Copy the lines of the data below exactly, starting at the first and stopping after the line that contains "number; tone?: 'dark'"; include no pictures.

- [Data records]

● ● ● ● ● ● ●

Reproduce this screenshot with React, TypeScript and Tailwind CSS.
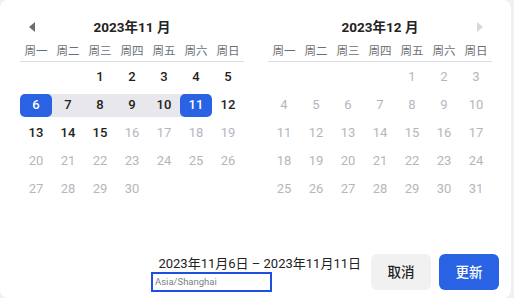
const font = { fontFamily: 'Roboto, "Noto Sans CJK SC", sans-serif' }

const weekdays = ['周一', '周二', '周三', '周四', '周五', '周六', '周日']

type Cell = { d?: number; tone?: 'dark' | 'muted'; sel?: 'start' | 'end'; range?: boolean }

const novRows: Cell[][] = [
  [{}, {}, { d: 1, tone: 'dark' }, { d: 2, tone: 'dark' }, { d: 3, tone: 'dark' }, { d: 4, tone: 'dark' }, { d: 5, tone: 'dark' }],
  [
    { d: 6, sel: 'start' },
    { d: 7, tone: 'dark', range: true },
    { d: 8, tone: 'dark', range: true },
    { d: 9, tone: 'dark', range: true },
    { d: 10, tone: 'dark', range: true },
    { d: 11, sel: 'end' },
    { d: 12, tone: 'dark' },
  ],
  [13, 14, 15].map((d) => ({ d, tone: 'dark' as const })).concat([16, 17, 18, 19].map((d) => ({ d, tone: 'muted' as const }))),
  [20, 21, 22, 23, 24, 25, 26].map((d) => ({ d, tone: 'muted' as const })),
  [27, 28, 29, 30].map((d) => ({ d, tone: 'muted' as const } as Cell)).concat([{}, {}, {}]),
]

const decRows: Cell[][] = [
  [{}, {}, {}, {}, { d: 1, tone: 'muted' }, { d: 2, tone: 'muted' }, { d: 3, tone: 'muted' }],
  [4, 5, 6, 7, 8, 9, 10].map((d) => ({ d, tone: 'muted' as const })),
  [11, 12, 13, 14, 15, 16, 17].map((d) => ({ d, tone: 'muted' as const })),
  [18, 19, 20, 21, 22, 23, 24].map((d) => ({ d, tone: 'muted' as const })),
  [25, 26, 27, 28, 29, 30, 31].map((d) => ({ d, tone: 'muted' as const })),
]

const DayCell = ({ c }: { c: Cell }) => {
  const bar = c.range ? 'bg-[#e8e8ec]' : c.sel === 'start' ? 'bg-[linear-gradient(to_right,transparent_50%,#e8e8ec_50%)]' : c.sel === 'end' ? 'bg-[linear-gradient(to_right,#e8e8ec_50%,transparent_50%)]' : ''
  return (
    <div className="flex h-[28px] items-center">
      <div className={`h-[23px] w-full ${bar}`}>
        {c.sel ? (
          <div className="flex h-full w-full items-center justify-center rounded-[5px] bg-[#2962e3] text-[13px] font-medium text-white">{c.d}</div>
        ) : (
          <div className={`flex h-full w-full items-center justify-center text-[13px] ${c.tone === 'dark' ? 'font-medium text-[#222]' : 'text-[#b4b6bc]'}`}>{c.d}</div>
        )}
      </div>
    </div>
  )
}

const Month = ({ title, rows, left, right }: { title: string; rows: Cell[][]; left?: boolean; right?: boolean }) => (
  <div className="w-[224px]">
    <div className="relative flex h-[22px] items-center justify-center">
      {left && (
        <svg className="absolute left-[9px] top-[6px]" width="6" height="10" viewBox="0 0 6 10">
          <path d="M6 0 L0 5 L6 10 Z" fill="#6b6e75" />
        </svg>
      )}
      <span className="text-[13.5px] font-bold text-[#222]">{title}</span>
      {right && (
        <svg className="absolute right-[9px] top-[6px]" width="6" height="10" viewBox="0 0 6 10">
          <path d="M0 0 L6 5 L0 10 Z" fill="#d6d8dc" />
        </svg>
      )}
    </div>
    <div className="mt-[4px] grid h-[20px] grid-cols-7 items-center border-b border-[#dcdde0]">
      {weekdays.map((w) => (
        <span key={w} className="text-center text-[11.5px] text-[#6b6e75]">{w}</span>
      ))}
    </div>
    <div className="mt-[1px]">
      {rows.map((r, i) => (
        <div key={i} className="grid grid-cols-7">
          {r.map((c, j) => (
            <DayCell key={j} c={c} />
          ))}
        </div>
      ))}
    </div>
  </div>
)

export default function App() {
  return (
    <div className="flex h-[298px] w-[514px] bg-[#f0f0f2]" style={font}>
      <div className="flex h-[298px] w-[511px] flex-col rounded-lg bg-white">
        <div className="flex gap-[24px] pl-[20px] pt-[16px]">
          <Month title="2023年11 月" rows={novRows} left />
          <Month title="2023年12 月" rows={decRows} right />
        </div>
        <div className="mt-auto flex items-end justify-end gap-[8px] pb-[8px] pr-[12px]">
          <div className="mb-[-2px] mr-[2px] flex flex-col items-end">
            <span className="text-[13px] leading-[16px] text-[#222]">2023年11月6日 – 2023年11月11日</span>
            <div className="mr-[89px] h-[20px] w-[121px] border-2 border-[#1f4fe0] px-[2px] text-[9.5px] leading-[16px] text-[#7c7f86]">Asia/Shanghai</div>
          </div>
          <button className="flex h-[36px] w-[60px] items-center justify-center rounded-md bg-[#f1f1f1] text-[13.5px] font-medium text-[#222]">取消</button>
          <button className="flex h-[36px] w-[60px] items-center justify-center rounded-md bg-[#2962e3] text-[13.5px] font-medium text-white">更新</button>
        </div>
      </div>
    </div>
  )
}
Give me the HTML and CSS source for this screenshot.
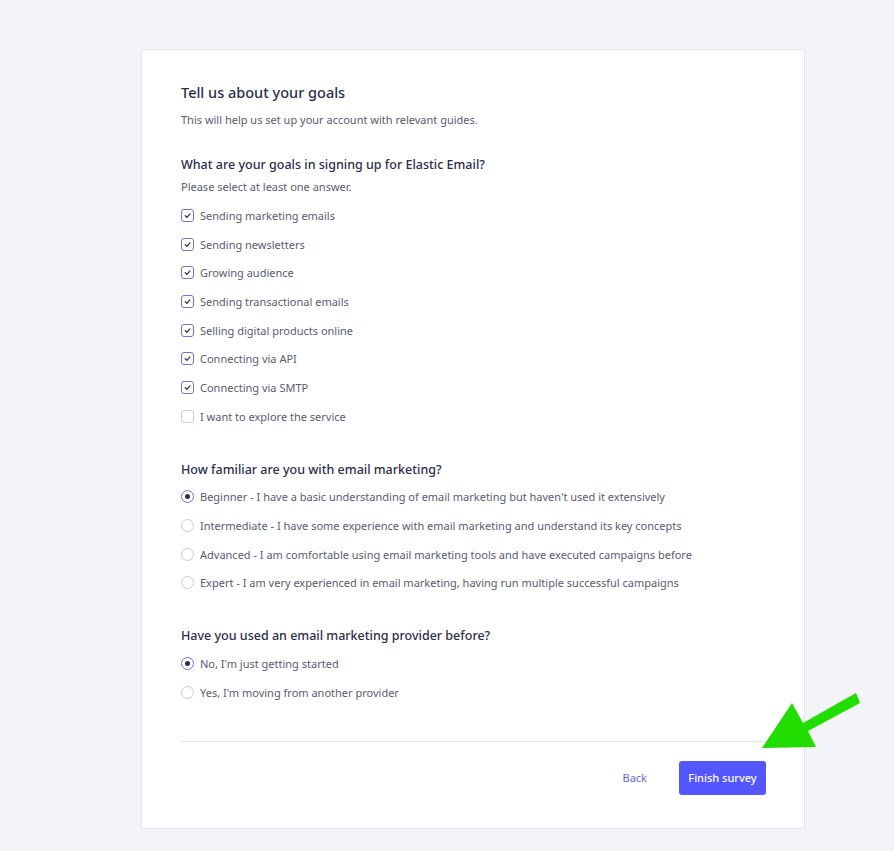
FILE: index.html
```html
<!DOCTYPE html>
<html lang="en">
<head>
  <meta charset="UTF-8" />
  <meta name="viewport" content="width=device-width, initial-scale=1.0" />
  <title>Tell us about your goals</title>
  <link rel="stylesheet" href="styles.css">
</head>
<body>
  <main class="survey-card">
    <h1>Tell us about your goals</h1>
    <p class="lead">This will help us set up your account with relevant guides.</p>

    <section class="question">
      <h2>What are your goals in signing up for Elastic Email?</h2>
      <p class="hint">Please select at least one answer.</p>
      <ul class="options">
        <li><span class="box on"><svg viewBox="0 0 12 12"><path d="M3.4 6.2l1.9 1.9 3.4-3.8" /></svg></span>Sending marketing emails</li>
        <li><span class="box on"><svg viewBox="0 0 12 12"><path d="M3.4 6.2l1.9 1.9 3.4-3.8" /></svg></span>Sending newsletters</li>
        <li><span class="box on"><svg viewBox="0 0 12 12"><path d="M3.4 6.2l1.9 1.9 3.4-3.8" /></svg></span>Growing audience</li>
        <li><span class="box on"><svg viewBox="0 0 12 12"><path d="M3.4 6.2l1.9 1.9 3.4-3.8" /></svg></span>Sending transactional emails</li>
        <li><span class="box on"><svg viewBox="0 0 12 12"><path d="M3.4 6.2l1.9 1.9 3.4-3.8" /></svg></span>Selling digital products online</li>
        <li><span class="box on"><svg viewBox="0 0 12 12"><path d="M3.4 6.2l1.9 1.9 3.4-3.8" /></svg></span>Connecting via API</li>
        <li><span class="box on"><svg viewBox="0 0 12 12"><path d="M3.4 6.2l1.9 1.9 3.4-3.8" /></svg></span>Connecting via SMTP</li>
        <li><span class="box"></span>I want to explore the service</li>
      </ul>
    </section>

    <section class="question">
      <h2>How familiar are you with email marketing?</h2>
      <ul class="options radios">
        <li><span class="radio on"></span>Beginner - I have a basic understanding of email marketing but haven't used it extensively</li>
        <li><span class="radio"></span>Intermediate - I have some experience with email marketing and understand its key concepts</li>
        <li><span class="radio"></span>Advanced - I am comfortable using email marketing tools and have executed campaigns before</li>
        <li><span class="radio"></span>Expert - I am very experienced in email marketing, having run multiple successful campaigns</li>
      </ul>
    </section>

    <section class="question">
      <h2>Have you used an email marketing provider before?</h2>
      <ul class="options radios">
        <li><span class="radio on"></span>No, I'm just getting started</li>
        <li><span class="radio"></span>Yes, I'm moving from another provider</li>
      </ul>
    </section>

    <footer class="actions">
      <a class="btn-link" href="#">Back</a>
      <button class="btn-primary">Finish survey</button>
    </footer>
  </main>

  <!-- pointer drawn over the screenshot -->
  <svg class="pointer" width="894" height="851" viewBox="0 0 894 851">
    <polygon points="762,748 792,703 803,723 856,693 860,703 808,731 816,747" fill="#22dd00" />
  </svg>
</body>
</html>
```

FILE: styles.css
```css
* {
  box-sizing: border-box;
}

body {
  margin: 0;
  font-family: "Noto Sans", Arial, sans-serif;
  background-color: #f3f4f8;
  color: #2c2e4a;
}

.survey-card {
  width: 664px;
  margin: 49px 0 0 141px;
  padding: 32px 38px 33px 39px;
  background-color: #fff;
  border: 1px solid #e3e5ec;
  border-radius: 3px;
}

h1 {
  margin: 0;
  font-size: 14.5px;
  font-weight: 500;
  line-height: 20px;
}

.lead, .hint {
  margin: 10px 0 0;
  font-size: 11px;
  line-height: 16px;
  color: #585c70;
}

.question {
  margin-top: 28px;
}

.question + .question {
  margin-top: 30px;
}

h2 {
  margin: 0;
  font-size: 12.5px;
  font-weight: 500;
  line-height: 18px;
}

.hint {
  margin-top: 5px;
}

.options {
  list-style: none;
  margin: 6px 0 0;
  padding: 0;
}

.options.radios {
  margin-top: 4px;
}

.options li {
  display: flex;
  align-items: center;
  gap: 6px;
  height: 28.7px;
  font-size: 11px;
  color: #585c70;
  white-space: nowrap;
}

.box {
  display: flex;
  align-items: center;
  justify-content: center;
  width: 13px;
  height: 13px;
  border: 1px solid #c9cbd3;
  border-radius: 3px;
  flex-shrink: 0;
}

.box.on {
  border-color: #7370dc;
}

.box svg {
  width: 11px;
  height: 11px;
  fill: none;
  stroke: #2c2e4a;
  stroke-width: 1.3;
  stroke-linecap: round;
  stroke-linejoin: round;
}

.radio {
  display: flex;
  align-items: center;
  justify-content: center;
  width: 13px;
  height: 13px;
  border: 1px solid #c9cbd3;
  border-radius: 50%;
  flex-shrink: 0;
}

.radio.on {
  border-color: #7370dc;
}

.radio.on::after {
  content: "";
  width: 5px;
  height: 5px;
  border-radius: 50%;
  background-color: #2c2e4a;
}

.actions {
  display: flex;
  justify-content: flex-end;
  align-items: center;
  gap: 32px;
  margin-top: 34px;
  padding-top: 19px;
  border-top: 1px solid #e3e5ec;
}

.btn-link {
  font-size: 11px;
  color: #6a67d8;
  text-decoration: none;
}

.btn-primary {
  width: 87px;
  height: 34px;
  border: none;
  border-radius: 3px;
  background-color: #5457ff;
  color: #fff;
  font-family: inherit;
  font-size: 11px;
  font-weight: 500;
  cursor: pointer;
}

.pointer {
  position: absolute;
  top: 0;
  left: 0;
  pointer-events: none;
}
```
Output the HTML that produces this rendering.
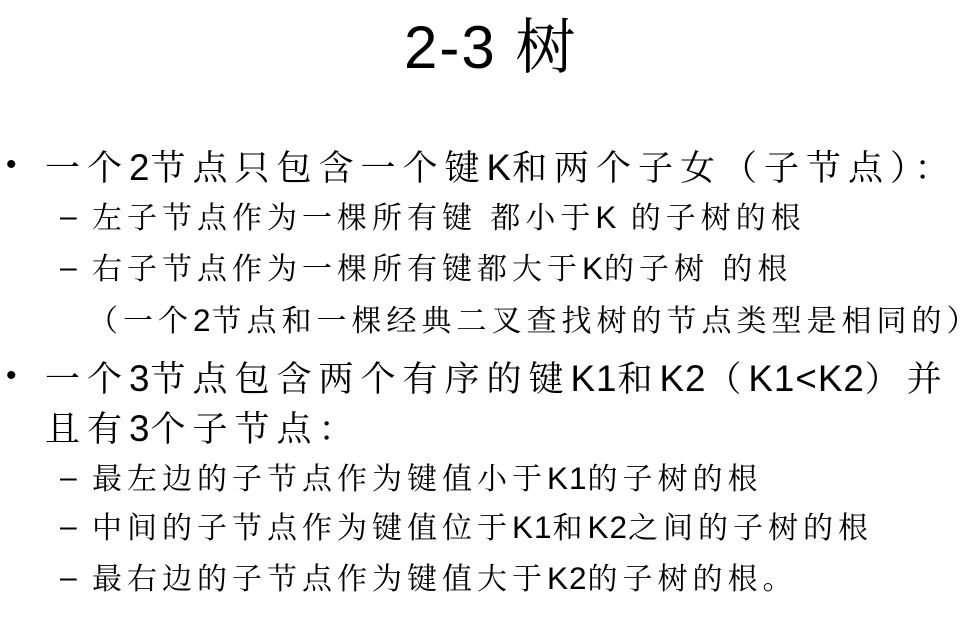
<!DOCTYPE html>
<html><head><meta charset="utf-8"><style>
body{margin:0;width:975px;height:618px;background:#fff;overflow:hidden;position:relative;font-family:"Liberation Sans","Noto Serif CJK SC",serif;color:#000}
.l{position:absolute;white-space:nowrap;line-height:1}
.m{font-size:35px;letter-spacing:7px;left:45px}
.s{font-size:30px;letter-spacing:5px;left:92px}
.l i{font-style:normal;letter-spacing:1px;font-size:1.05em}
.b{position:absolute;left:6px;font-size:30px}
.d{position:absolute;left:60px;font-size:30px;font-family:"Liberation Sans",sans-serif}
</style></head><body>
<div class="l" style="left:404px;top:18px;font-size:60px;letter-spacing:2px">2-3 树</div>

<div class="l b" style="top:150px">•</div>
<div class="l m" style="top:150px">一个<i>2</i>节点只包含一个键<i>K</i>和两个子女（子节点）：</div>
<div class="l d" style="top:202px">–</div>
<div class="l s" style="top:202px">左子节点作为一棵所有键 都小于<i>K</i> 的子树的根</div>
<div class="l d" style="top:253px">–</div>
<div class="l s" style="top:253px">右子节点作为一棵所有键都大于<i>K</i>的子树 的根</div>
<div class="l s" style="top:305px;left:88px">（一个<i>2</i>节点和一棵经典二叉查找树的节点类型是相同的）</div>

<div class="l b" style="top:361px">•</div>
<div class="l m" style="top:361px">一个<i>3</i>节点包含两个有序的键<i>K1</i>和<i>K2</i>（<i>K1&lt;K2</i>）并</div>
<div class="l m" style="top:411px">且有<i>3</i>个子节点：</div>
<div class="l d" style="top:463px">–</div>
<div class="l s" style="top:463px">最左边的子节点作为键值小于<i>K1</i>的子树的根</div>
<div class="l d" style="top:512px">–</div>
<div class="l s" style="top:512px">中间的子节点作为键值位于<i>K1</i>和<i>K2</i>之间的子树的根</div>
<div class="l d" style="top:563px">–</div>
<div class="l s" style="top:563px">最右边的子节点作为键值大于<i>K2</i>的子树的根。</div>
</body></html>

● ● ● ● ● ● ●

- [Expected output]
Reproduce this screenshot with React, TypeScript and Tailwind CSS.
const font = { fontFamily: 'Roboto, "Noto Sans CJK SC", sans-serif' }

const weekdays = ['周一', '周二', '周三', '周四', '周五', '周六', '周日']

type Cell = { d?: number; tone?: 'dark' | 'muted'; sel?: 'start' | 'end'; range?: boolean }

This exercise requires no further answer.